Dysfunctional teams do dysfunctional things. It should be no surprise, then, that the dysfunctional Dolphins did something dysfunctional on Friday.
Owner Stephen Ross fired (sorry, “mutually parted ways with”) long-time G.M. Chris Grier. Ross made no other changes.
The Dolphins simultaneously got the word out that coach Mike McDaniel will finish the season. (Which could be viewed as an even worse punishment than being mutually parted ways. With.)
McDaniel is now an obvious lame duck, barring the kind of miracle that persuades Ross to keep him for 2026. Even then, Ross will have a mismatched G.M. and head coach, with the new G.M. waiting for the opportunity to hire his own head coach.
Every future G.M. scouts players and coaches. Every G.M. has a list of coaches with whom the G.M. wants to work. And so, if McDaniel survives, he’ll enter 2026 on the hot seat, as the new G.M. bides his time for the right time to move on from McDaniel and to install one of the coaches the new G.M. has earmarked for eventual hire.
And if Ross lets the new G.M. make the decision on McDaniel, when will that happen? Even if it takes only two weeks after the season ends to install a new G.M., the Dolphins will be two weeks behind everyone else who is looking for a head coach in a cycle that starts spinning in little more than two months.
Ross felt compelled to do something after Thursday night’s embarrassing home loss to the Ravens. He opted for a half measure.

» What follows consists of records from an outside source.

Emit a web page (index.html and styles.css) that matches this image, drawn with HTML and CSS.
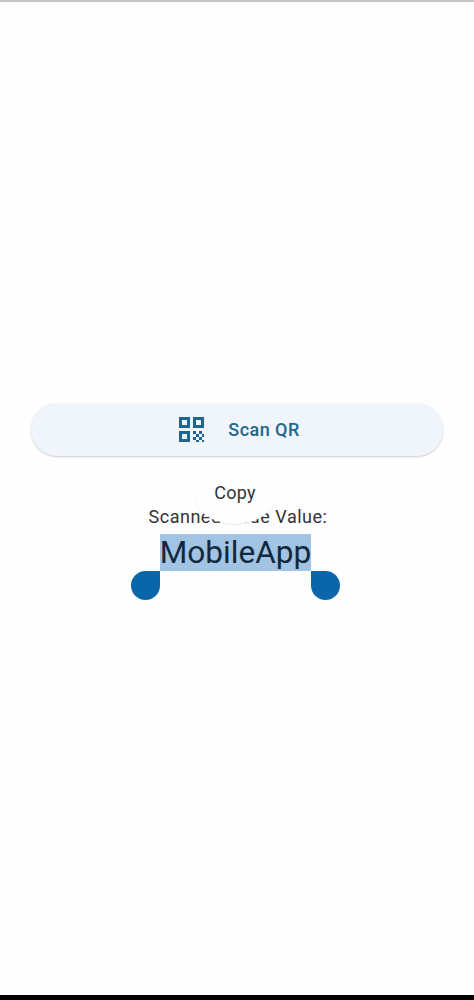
FILE: index.html
```html
<!DOCTYPE html>
<html lang="en">
<head>
<meta charset="utf-8">
<title>Scan QR</title>
<link rel="stylesheet" href="styles.css">
</head>
<body>
<div class="screen">
  <main class="content">
    <button class="scan-btn" type="button">
      <svg class="qr-icon" viewBox="0 0 25 25" aria-hidden="true">
        <path fill-rule="evenodd" d="M0 0h11v11H0zM3 3v5h5V3z"/>
        <path fill-rule="evenodd" d="M14 0h11v11H14zM17 3v5h5V3z"/>
        <path fill-rule="evenodd" d="M0 14h11v11H0zM3 17v5h5v-5z"/>
        <path d="M14 14h3v3h-3zM20 14h3v3h-3zM17 17h3v3h-3zM23 17h2v3h-2zM14 20h3v3h-3zM20 20h3v3h-3zM17 23h3v2h-3zM23 23h2v2h-2z"/>
      </svg>
      <span class="scan-label">Scan QR</span>
    </button>
    <section class="result">
      <p class="result-label">Scanned Code Value:</p>
      <div class="selection-wrap">
        <span class="result-value">MobileApp</span>
        <span class="handle handle-left"></span>
        <span class="handle handle-right"></span>
      </div>
      <div class="copy-menu">Copy</div>
    </section>
  </main>
  <div class="nav-bar"></div>
</div>
</body>
</html>
```
FILE: styles.css
```css
* { box-sizing: border-box; }
html, body { margin: 0; height: 100%; }
body {
  background: #fefefe;
  font-family: Roboto, "Liberation Sans", sans-serif;
  overflow: hidden;
}
.screen {
  height: 1000px;
  display: flex;
  flex-direction: column;
  border-top: 2px solid #c4c4c4;
}
.content {
  flex: 1;
  padding: 401px 31px 0 31px;
  display: flex;
  flex-direction: column;
  align-items: center;
}
.scan-btn {
  width: 412px;
  height: 53px;
  border: 0;
  border-radius: 27px;
  background: #f0f4fb;
  box-shadow: 0 1px 2px rgba(0, 0, 0, 0.2);
  display: flex;
  align-items: center;
  justify-content: center;
  gap: 24px;
  padding: 0 0 1px 5px;
  font-family: inherit;
}
.qr-icon {
  width: 25px;
  height: 25px;
  fill: #1d668f;
}
.scan-label {
  font-size: 18px;
  font-weight: 500;
  color: #21678c;
  letter-spacing: 0.45px;
}
.result {
  position: relative;
  left: 1px;
  margin-top: 49px;
  display: flex;
  flex-direction: column;
  align-items: center;
}
.result-label {
  margin: 0;
  font-size: 18px;
  line-height: 24px;
  color: #333338;
  letter-spacing: 0.52px;
}
.selection-wrap {
  position: relative;
  margin: 5px 5px 0 0;
  background: #a3c3e2;
  height: 37px;
  display: flex;
  align-items: center;
}
.result-value {
  font-size: 31.6px;
  line-height: 37px;
  color: #10293f;
}
.handle {
  position: absolute;
  top: 100%;
  width: 29px;
  height: 29px;
  background: #0b66a9;
}
.handle-left {
  right: 100%;
  border-radius: 50% 0 50% 50%;
}
.handle-right {
  left: 100%;
  border-radius: 0 50% 50% 50%;
}
.copy-menu {
  position: absolute;
  top: -37px;
  left: 50%;
  transform: translateX(-50%);
  margin-left: -3px;
  width: 81px;
  height: 56px;
  border-radius: 50%;
  background: #fefefe;
  box-shadow: 0 1px 1px rgba(0, 0, 0, 0.07);
  display: flex;
  align-items: center;
  justify-content: center;
  padding-bottom: 7px;
  font-size: 18px;
  letter-spacing: 0.2px;
  color: #333338;
}
.nav-bar {
  height: 5px;
  background: #000;
}
```
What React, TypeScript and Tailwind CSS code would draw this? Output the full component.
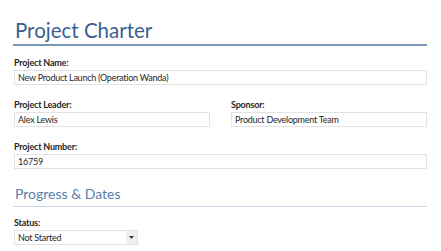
import React from 'react';

const font = { fontFamily: 'Lato, "Open Sans", sans-serif' };

const Label: React.FC<{ children: React.ReactNode }> = ({ children }) => (
  <div className="text-[9px] font-bold tracking-[-0.2px] text-[#262626] leading-[12px] mb-[1px]">{children}</div>
);

const Field: React.FC<{ label: string; value: string; className?: string }> = ({ label, value, className }) => (
  <div className={className}>
    <Label>{label}</Label>
    <div className="h-[15px] border border-[#e3e3e3] px-[3px] text-[9px] tracking-[-0.25px] leading-[13px] text-[#262626]">
      {value}
    </div>
  </div>
);

export default function App() {
  return (
    <div className="w-[441px] h-[251px] overflow-hidden bg-white" style={font}>
      <div className="pl-[13px] pr-[14px] pt-[17px]">
        <h1 className="text-[20.5px] leading-[26px] text-[#3b5f8e] pl-[2px] pb-[1px] border-b-2 border-[#7b94b3]">
          Project Charter
        </h1>
        <div className="pl-[1px] pt-[11px] flex flex-col gap-[14px]">
          <Field label="Project Name:" value="New Product Launch (Operation Wanda)" />
          <div className="flex gap-[21px]">
            <Field label="Project Leader:" value="Alex Lewis" className="w-[196px]" />
            <Field label="Sponsor:" value="Product Development Team" className="flex-1" />
          </div>
          <Field label="Project Number:" value="16759" />
        </div>
        <h2 className="mt-[16px] text-[14px] leading-[18px] text-[#5a7eab] pl-[2px] pb-[3px] border-b border-[#c9d6e5]">
          Progress &amp; Dates
        </h2>
        <div className="pl-[1px] pt-[10px]">
          <Label>Status:</Label>
          <div className="w-[124px] h-[15px] border border-[#e3e3e3] flex">
            <div className="flex-1 px-[3px] text-[9px] tracking-[-0.25px] leading-[13px] text-[#262626]">Not Started</div>
            <div className="w-[11px] bg-[#efefef] flex items-center justify-center">
              <svg width="5" height="3" viewBox="0 0 5 3"><path d="M0 0h5L2.5 3z" fill="#333" /></svg>
            </div>
          </div>
        </div>
      </div>
    </div>
  );
}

The reasons are his and his alone. Maybe he has no faith in any of the potential interim candidates. Maybe he wants to let nature take its course, so that the Dolphins will earn the highest possible draft position in all seven rounds.
Regardless, the properly functioning teams that currently aren’t functioning at a satisfactory level don’t fire either the coach or the G.M. They clean house and start over.